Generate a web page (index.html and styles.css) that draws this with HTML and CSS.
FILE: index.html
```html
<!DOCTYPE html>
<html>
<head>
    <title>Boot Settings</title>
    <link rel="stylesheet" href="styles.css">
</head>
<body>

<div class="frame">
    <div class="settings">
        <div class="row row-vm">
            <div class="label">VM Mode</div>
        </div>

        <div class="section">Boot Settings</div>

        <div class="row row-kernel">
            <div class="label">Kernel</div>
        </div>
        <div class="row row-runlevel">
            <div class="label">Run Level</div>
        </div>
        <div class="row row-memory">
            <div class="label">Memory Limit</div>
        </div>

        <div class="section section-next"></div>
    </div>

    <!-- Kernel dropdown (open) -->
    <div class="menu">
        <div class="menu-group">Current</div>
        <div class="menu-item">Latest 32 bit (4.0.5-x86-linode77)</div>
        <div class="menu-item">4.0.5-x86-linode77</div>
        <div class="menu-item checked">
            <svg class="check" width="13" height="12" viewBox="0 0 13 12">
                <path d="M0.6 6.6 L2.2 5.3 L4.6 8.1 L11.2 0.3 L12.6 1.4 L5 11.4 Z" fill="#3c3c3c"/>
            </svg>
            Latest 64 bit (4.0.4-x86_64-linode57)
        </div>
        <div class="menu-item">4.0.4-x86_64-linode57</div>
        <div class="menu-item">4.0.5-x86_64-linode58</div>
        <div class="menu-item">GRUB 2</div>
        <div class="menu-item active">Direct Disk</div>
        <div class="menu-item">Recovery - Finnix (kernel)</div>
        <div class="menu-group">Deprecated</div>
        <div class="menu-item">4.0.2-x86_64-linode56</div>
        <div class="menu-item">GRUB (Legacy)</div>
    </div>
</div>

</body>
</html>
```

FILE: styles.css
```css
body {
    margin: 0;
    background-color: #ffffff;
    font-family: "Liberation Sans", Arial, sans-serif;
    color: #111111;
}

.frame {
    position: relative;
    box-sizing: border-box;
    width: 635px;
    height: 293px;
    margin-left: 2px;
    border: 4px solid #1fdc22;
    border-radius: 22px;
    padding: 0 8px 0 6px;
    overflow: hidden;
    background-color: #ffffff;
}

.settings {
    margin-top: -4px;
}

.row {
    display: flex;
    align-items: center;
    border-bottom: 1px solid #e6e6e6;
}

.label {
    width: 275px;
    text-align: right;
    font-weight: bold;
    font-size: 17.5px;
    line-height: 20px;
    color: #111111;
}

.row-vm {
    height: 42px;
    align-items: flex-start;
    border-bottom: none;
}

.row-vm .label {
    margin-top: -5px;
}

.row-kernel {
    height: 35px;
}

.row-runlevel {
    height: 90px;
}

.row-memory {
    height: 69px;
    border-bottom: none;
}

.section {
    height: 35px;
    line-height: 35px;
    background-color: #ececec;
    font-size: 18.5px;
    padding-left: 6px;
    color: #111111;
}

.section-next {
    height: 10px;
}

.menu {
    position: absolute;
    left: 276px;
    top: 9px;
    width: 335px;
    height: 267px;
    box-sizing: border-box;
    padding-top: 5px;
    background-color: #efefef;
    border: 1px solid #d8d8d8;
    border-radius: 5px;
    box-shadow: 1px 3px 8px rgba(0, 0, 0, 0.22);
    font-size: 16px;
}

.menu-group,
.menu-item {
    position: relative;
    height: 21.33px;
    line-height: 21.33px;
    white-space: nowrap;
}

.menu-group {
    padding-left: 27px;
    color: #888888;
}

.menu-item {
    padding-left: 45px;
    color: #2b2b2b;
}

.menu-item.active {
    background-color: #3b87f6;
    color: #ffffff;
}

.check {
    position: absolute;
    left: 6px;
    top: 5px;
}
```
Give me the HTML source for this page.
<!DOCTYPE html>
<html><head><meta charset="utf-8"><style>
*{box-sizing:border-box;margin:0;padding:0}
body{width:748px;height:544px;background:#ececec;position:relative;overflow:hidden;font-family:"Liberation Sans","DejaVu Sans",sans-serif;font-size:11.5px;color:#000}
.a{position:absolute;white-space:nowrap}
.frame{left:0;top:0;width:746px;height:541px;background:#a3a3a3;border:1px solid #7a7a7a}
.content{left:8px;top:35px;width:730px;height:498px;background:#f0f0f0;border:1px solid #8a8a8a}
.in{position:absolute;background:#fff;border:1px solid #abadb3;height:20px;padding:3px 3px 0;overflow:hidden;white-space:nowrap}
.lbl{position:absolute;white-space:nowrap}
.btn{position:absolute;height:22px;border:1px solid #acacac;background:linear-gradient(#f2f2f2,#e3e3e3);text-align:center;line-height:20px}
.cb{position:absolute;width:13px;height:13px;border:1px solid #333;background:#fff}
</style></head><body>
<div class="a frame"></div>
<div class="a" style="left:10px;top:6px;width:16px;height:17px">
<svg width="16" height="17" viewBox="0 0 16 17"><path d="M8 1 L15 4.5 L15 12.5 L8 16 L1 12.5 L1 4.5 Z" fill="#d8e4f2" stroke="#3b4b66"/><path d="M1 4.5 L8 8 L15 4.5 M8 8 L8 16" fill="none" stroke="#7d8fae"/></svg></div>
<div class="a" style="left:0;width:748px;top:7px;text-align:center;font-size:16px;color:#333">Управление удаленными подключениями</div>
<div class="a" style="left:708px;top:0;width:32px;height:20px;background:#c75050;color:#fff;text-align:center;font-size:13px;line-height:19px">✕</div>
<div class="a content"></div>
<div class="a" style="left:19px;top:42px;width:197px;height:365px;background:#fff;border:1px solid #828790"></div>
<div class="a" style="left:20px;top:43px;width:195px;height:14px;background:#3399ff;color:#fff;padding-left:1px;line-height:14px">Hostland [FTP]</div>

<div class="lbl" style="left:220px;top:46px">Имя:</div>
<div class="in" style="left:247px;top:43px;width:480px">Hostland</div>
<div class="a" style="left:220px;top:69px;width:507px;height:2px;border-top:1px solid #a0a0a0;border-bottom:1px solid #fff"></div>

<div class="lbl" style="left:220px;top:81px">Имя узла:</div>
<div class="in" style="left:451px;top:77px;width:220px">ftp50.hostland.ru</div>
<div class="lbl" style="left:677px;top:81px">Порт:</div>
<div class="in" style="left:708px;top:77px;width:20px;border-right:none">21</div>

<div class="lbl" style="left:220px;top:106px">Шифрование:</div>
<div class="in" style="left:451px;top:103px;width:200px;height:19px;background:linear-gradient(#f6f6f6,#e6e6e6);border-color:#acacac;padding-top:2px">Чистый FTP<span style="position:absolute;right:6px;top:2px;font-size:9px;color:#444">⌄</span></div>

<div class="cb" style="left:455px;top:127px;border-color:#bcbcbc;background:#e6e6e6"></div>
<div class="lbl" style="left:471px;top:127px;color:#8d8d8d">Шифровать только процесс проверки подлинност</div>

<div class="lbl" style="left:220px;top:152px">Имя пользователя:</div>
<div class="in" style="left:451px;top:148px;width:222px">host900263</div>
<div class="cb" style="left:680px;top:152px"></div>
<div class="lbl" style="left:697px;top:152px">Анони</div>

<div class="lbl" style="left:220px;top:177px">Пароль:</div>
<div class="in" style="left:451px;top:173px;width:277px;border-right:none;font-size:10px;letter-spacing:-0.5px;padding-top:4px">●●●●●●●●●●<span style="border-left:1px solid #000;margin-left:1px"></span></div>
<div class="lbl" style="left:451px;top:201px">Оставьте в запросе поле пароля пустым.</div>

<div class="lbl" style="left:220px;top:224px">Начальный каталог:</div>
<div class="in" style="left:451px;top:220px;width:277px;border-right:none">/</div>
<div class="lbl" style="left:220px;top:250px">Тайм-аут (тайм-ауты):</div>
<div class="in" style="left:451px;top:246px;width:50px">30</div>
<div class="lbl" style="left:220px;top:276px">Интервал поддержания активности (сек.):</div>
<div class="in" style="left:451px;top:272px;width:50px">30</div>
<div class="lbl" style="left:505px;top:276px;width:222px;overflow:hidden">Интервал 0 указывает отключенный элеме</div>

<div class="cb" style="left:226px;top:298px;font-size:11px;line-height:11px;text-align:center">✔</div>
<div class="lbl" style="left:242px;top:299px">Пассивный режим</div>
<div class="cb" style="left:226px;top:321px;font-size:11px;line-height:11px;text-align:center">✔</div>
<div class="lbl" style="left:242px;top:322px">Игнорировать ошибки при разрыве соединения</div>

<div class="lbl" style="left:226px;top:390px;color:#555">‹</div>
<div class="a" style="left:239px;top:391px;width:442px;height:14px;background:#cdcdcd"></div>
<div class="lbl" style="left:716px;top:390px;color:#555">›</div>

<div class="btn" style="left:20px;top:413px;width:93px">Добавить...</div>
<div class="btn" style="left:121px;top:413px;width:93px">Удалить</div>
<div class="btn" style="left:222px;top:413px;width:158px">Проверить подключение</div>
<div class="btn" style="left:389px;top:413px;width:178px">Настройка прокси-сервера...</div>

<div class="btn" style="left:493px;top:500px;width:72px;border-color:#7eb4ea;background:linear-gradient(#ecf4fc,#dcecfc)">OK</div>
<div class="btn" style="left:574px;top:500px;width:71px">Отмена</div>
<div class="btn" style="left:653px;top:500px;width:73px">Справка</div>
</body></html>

──────

Above this instruction are the records; retype exactly the lines from the one containing "Give me the HTML source for this page." up to and including the one containing "solid #a0a0a0;border-bottom:1px solid".

Give me the HTML source for this page.
<!DOCTYPE html>
<html><head><meta charset="utf-8"><style>
*{box-sizing:border-box;margin:0;padding:0}
body{width:748px;height:544px;background:#ececec;position:relative;overflow:hidden;font-family:"Liberation Sans","DejaVu Sans",sans-serif;font-size:11.5px;color:#000}
.a{position:absolute;white-space:nowrap}
.frame{left:0;top:0;width:746px;height:541px;background:#a3a3a3;border:1px solid #7a7a7a}
.content{left:8px;top:35px;width:730px;height:498px;background:#f0f0f0;border:1px solid #8a8a8a}
.in{position:absolute;background:#fff;border:1px solid #abadb3;height:20px;padding:3px 3px 0;overflow:hidden;white-space:nowrap}
.lbl{position:absolute;white-space:nowrap}
.btn{position:absolute;height:22px;border:1px solid #acacac;background:linear-gradient(#f2f2f2,#e3e3e3);text-align:center;line-height:20px}
.cb{position:absolute;width:13px;height:13px;border:1px solid #333;background:#fff}
</style></head><body>
<div class="a frame"></div>
<div class="a" style="left:10px;top:6px;width:16px;height:17px">
<svg width="16" height="17" viewBox="0 0 16 17"><path d="M8 1 L15 4.5 L15 12.5 L8 16 L1 12.5 L1 4.5 Z" fill="#d8e4f2" stroke="#3b4b66"/><path d="M1 4.5 L8 8 L15 4.5 M8 8 L8 16" fill="none" stroke="#7d8fae"/></svg></div>
<div class="a" style="left:0;width:748px;top:7px;text-align:center;font-size:16px;color:#333">Управление удаленными подключениями</div>
<div class="a" style="left:708px;top:0;width:32px;height:20px;background:#c75050;color:#fff;text-align:center;font-size:13px;line-height:19px">✕</div>
<div class="a content"></div>
<div class="a" style="left:19px;top:42px;width:197px;height:365px;background:#fff;border:1px solid #828790"></div>
<div class="a" style="left:20px;top:43px;width:195px;height:14px;background:#3399ff;color:#fff;padding-left:1px;line-height:14px">Hostland [FTP]</div>

<div class="lbl" style="left:220px;top:46px">Имя:</div>
<div class="in" style="left:247px;top:43px;width:480px">Hostland</div>
<div class="a" style="left:220px;top:69px;width:507px;height:2px;border-top:1px solid #a0a0a0;border-bottom:1px solid #fff"></div>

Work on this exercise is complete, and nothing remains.